Exercise -> Each line containing the word "screenshot" must be reported.

=== Information shown ===

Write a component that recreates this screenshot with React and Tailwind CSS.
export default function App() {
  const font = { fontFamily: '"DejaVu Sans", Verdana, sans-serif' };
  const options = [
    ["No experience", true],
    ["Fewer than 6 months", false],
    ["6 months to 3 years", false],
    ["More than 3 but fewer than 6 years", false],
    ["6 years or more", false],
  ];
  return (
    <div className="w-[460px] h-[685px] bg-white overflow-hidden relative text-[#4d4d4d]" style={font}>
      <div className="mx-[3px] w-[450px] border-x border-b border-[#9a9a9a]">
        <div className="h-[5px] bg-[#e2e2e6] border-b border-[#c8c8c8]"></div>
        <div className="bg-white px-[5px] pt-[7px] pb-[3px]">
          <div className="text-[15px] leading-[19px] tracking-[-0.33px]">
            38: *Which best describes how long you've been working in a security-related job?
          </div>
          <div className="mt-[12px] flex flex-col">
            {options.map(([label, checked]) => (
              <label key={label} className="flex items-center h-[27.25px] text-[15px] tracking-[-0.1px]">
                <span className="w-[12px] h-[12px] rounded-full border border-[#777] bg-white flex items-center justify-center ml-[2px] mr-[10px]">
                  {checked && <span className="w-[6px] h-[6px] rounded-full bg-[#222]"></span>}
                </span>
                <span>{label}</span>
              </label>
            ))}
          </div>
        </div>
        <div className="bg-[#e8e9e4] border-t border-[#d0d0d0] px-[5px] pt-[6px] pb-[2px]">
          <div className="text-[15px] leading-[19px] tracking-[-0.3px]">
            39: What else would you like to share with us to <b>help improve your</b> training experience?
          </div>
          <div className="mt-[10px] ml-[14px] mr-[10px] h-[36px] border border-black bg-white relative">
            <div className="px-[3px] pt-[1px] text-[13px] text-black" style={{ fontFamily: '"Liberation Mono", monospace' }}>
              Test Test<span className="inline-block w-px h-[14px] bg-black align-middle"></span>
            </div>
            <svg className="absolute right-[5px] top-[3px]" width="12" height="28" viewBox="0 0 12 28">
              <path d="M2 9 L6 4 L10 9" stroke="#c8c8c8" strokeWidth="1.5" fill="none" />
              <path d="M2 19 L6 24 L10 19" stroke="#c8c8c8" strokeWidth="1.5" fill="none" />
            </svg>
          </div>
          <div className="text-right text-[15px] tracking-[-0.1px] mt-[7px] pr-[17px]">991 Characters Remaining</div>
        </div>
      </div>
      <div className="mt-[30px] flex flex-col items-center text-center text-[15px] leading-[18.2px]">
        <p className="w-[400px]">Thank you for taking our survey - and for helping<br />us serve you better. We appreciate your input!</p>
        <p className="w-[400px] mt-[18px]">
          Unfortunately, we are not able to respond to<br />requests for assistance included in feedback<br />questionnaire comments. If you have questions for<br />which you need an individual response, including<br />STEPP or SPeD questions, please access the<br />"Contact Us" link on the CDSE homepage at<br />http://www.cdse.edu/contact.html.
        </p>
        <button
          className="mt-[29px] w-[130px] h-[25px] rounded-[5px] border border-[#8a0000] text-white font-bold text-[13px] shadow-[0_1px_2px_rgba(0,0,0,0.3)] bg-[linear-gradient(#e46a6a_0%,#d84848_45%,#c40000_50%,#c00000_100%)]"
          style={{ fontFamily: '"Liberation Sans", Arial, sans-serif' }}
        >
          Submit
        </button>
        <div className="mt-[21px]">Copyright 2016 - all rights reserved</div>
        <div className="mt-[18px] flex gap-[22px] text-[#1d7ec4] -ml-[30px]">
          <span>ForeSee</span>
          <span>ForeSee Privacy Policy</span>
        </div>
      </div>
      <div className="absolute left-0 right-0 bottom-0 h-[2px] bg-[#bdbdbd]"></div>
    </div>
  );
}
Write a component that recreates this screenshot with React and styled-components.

===
=== Information shown ===

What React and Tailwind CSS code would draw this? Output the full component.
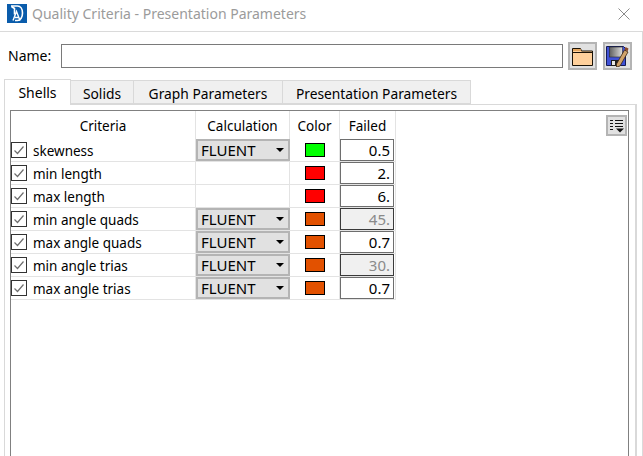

===

Solution to the exercise ->
Write a component that recreates this screenshot with React and Tailwind CSS.
Write a component that recreates this screenshot with React and styled-components.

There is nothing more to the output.